Une histoire de stylo
Juillet 2018. Une affaire défraie la chronique à Marseille. Deux policiers, âgés de 31 et 41 ans, ont frappé gratuitement un adolescent tellement fort qu’ils lui ont fracturé le plancher orbital. Mais ils ont laissé une «preuve» sur les lieux : ils ont fait tomber un stylo de leur syndicat au moment de l’agression. Un stylo Alliance. L’enquête a aussi permis de trouver l’ADN d’un policier sur la veste de la victime. Malgré un rapport que même l’IGPN juge «accablant», Alliance va soutenir les agresseurs. Ils seront néanmoins condamnés.
Des pratiques mafieuses
Alliance est une mafia interne à la police, qui fait peur à tout le monde. Le Canard Enchaîné rappelait une série de coups de pression hallucinants dans son numéro du 21 juin 2022. Un «grand chef» du syndicat a été arrêté au volant en état d’ébriété au mois d’avril. Alliance a passé des coups de téléphone, a envoyé ses militants mettre un coup de pression au commissariat où était embarqué le chauffard, qui a été relâché sans poursuite.
Une policière de Seine-Saint-Denis a couvert son mari qui a commis des vols et entreposé ses larcins dans leur appartement – on appelle cela de la complicité et du recel en langage flic : Alliance a mis la pression pour qu’elle soit réintégrée. Avec succès.

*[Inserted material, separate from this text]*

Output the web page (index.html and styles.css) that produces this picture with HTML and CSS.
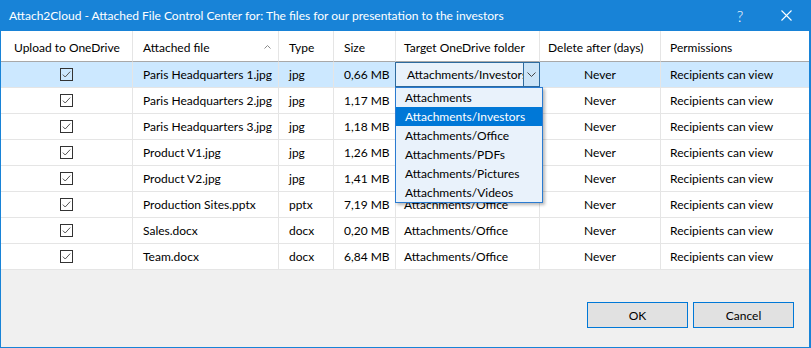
FILE: index.html
```html
<!DOCTYPE html>
<html>
<head>
<meta charset="utf-8">
<link rel="stylesheet" href="styles.css">
</head>
<body>
<div class="window">
  <div class="titlebar">
    <span class="title">Attach2Cloud - Attached File Control Center for: The files for our presentation to the investors</span>
    <span class="tb-btn help">?</span>
    <span class="tb-btn close"><svg width="11" height="11" viewBox="0 0 11 11"><path d="M0.5 0.5L10.5 10.5M10.5 0.5L0.5 10.5" stroke="#fff" stroke-width="1.1" fill="none"/></svg></span>
  </div>

  <div class="table">
    <div class="c h first">Upload to OneDrive</div>
    <div class="c h">Attached file<svg class="sort" width="7" height="4" viewBox="0 0 7 4"><path d="M0.5 3.5L3.5 0.5L6.5 3.5" stroke="#8a8a8a" fill="none"/></svg></div>
    <div class="c h">Type</div>
    <div class="c h">Size</div>
    <div class="c h p8">Target OneDrive folder</div>
    <div class="c h p8">Delete after (days)</div>
    <div class="c h p9">Permissions</div>

    <div class="c sel center"><span class="chk"><svg width="13" height="13" viewBox="0 0 13 13"><rect x="0.5" y="0.5" width="12" height="12" fill="none" stroke="#333"/><path d="M2.8 6.6L5.2 9L10.2 3.6" stroke="#555" fill="none"/></svg></span></div>
    <div class="c sel">Paris Headquarters 1.jpg</div>
    <div class="c sel">jpg</div>
    <div class="c sel">0,66 MB</div>
    <div class="c sel combo-cell">
      <div class="combo">
        <div class="combo-text">Attachments/Investors</div>
        <div class="combo-btn"><svg width="9" height="5" viewBox="0 0 9 5"><path d="M0.5 0.5L4.5 4.5L8.5 0.5" stroke="#444" fill="none"/></svg></div>
      </div>
    </div>
    <div class="c sel center">Never</div>
    <div class="c sel p9">Recipients can view</div>

    <div class="c center"><span class="chk"><svg width="13" height="13" viewBox="0 0 13 13"><rect x="0.5" y="0.5" width="12" height="12" fill="none" stroke="#333"/><path d="M2.8 6.6L5.2 9L10.2 3.6" stroke="#555" fill="none"/></svg></span></div>
    <div class="c">Paris Headquarters 2.jpg</div>
    <div class="c">jpg</div>
    <div class="c">1,17 MB</div>
    <div class="c p8">Attachments/Office</div>
    <div class="c center">Never</div>
    <div class="c p9">Recipients can view</div>

    <div class="c center"><span class="chk"><svg width="13" height="13" viewBox="0 0 13 13"><rect x="0.5" y="0.5" width="12" height="12" fill="none" stroke="#333"/><path d="M2.8 6.6L5.2 9L10.2 3.6" stroke="#555" fill="none"/></svg></span></div>
    <div class="c">Paris Headquarters 3.jpg</div>
    <div class="c">jpg</div>
    <div class="c">1,18 MB</div>
    <div class="c p8">Attachments/Office</div>
    <div class="c center">Never</div>
    <div class="c p9">Recipients can view</div>

    <div class="c center"><span class="chk"><svg width="13" height="13" viewBox="0 0 13 13"><rect x="0.5" y="0.5" width="12" height="12" fill="none" stroke="#333"/><path d="M2.8 6.6L5.2 9L10.2 3.6" stroke="#555" fill="none"/></svg></span></div>
    <div class="c">Product V1.jpg</div>
    <div class="c">jpg</div>
    <div class="c">1,26 MB</div>
    <div class="c p8">Attachments/Office</div>
    <div class="c center">Never</div>
    <div class="c p9">Recipients can view</div>

    <div class="c center"><span class="chk"><svg width="13" height="13" viewBox="0 0 13 13"><rect x="0.5" y="0.5" width="12" height="12" fill="none" stroke="#333"/><path d="M2.8 6.6L5.2 9L10.2 3.6" stroke="#555" fill="none"/></svg></span></div>
    <div class="c">Product V2.jpg</div>
    <div class="c">jpg</div>
    <div class="c">1,41 MB</div>
    <div class="c p8">Attachments/Office</div>
    <div class="c center">Never</div>
    <div class="c p9">Recipients can view</div>

    <div class="c center"><span class="chk"><svg width="13" height="13" viewBox="0 0 13 13"><rect x="0.5" y="0.5" width="12" height="12" fill="none" stroke="#333"/><path d="M2.8 6.6L5.2 9L10.2 3.6" stroke="#555" fill="none"/></svg></span></div>
    <div class="c">Production Sites.pptx</div>
    <div class="c">pptx</div>
    <div class="c">7,19 MB</div>
    <div class="c p8">Attachments/Office</div>
    <div class="c center">Never</div>
    <div class="c p9">Recipients can view</div>

    <div class="c center"><span class="chk"><svg width="13" height="13" viewBox="0 0 13 13"><rect x="0.5" y="0.5" width="12" height="12" fill="none" stroke="#333"/><path d="M2.8 6.6L5.2 9L10.2 3.6" stroke="#555" fill="none"/></svg></span></div>
    <div class="c">Sales.docx</div>
    <div class="c">docx</div>
    <div class="c">0,20 MB</div>
    <div class="c p8">Attachments/Office</div>
    <div class="c center">Never</div>
    <div class="c p9">Recipients can view</div>

    <div class="c center"><span class="chk"><svg width="13" height="13" viewBox="0 0 13 13"><rect x="0.5" y="0.5" width="12" height="12" fill="none" stroke="#333"/><path d="M2.8 6.6L5.2 9L10.2 3.6" stroke="#555" fill="none"/></svg></span></div>
    <div class="c">Team.docx</div>
    <div class="c">docx</div>
    <div class="c">6,84 MB</div>
    <div class="c p8">Attachments/Office</div>
    <div class="c center">Never</div>
    <div class="c p9">Recipients can view</div>
  </div>

  <div class="footer">
    <button class="btn">OK</button>
    <button class="btn">Cancel</button>
  </div>

  <ul class="dropdown">
    <li>Attachments</li>
    <li class="hi">Attachments/Investors</li>
    <li>Attachments/Office</li>
    <li>Attachments/PDFs</li>
    <li>Attachments/Pictures</li>
    <li>Attachments/Videos</li>
  </ul>
</div>
</body>
</html>
```

FILE: styles.css
```css
html, body {
  margin: 0;
  padding: 0;
}
body {
  width: 811px;
  height: 348px;
  overflow: hidden;
  background: #fff;
}
.window {
  position: relative;
  box-sizing: border-box;
  width: 811px;
  height: 348px;
  border-style: solid;
  border-color: #1883d7;
  border-width: 0 2px 1px 1px;
  display: flex;
  flex-direction: column;
  font-family: Lato, "Liberation Sans", sans-serif;
  font-size: 12px;
  color: #000;
  background: #fff;
}
.titlebar {
  height: 31px;
  flex: none;
  background: #1883d7;
  color: #fff;
  display: flex;
  align-items: center;
  padding-left: 8px;
}
.title {
  flex: 1;
  white-space: nowrap;
}
.tb-btn {
  width: 46px;
  height: 31px;
  display: flex;
  align-items: center;
  justify-content: center;
}
.help {
  font-size: 15px;
  font-weight: 300;
}
.table {
  display: grid;
  grid-template-columns: 132px 146px 55px 62px 144px 121px 1fr;
  grid-template-rows: 31px repeat(8, 26px);
  flex: none;
}
.c {
  box-sizing: border-box;
  min-width: 0;
  border-right: 1px solid #e5e5e5;
  border-bottom: 1px solid #e5e5e5;
  display: flex;
  align-items: center;
  padding-left: 10px;
  white-space: nowrap;
  overflow: hidden;
}
.c:nth-child(7n) {
  border-right: none;
}
.h {
  border-bottom-color: #a8a8a8;
  padding-top: 2px;
}
.h.first {
  padding-left: 13px;
}
.p8 { padding-left: 8px; }
.p9 { padding-left: 9px; }
.center {
  justify-content: center;
  padding-left: 0;
}
.sel {
  background: #cce8ff;
}
.sort {
  margin-left: auto;
  margin-right: 7px;
}
.chk {
  display: flex;
  width: 13px;
  height: 13px;
}
.combo-cell {
  padding-left: 0;
  overflow: visible;
  align-items: stretch;
}
.combo {
  flex: 1;
  min-width: 0;
  display: flex;
  margin: 0 -1px;
}
.combo-text {
  flex: 1;
  min-width: 0;
  box-sizing: border-box;
  background: #e9f2fb;
  border: 1px solid #2e6b9e;
  border-right: none;
  padding-left: 11px;
  padding-right: 2px;
  display: flex;
  align-items: center;
  overflow: hidden;
  white-space: nowrap;
}
.combo-btn {
  flex: none;
  width: 17px;
  box-sizing: border-box;
  background: #cce4f7;
  border: 1px solid #2e6b9e;
  display: flex;
  align-items: center;
  justify-content: center;
}
.footer {
  flex: 1;
  background: #f0f0f0;
  display: flex;
  justify-content: flex-end;
  align-items: flex-start;
  gap: 5px;
  padding: 32px 15px 0 0;
}
.btn {
  width: 101px;
  height: 26px;
  box-sizing: border-box;
  border: 1px solid #0078d7;
  background: #e1e1e1;
  font-family: Lato, "Liberation Sans", sans-serif;
  font-size: 12px;
  color: #000;
  padding: 0;
}
.dropdown {
  position: absolute;
  left: 394px;
  top: 87px;
  width: 148px;
  box-sizing: border-box;
  margin: 0;
  padding: 0;
  list-style: none;
  background: #e9f2fb;
  border: 1px solid #2a7bd1;
  box-shadow: 2px 2px 3px rgba(0, 0, 0, 0.28);
}
.dropdown li {
  height: 19px;
  line-height: 19px;
  padding-left: 9px;
  white-space: nowrap;
}
.dropdown li.hi {
  background: #0078d7;
  color: #fff;
}
```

En Seine-Saint-Denis, une patronne de la «police en tenue» a essayé de faire le ménage dans la Compagnie d’Intervention du 93, impliquée dans une énorme affaire de racket, de vols et de violences. Alliance a obtenu la tête de cette policière. Et la compagnie mafieuse a été réintégrée. Alliance est une machine à remettre en service les policiers les plus indéfendables, les plus dangereux.
Éborgnés
En octobre 2019, Alliance organise une «marche» pour ses militants à Paris. Sur le parcours, des contre-manifestants brandissent des photos de personnes mutilées par les forces de l’ordre lors des manifestations de Gilets Jaunes. Devant ces pancartes, plusieurs policiers tenant des drapeaux du syndicat s’approchent et se cachent un œil avec leur main pour imiter les éborgnés. Sur une vidéo, on les entend crier en direction des contre-manifestants : «T’as un truc à l’œil là», «Je vois pas ce qui est marqué», les autres rient. Un autre mime un éborgnement. Tous revendiquent clairement les mutilations. Pire, ils s’en amusent.
Le syndicat écrit les lois
Les policiers ne sont pas seulement au-dessus des lois, ils les écrivent. C’est Alliance qui avait réclamé dès 2018 au Ministre de l’intérieur qu’il soit interdit de filmer les policiers. Selon le syndicat, «au-delà de la question du droit à l’image des policiers, l’enjeu est leur sécurité», la diffusion de vidéos sur les réseaux sociaux les exposant à «être reconnus». Alliance réclamait donc «une modification législative de la loi sur la liberté de la presse et d’expression» pour garantir l’impunité des forces de l’ordre. Vœux exaucé, puisque deux ans plus tard, la «Loi de sécurité globale» de Darmanin comportait cette mesure.
«Tous les policiers ne sont pas violents» entend-on souvent. Peut-être. Sauf qu’Alliance représente 44,35% du corps d’encadrement et d’application de la Police Nationale française et que les autres syndicats policiers ne valent pas mieux. Non seulement Alliance ne dénonce pas les agents violents, mais les protège, les réintègre, et élimine les rares fonctionnaires qui tentent de contenir un peu la barbarie de leurs collègues.
Pire, ce syndicat puissant est très proche du pouvoir. C’est lui qui nomme, de fait, les ministres de l’Intérieur et gère les carrières. C’est aussi Alliance qui squatte quotidiennement les plateaux télés pour répandre des mensonges et orienter les sujets d’actualité. La République française est donc co-dirigée depuis des années par un syndicat policier d’extrême droite.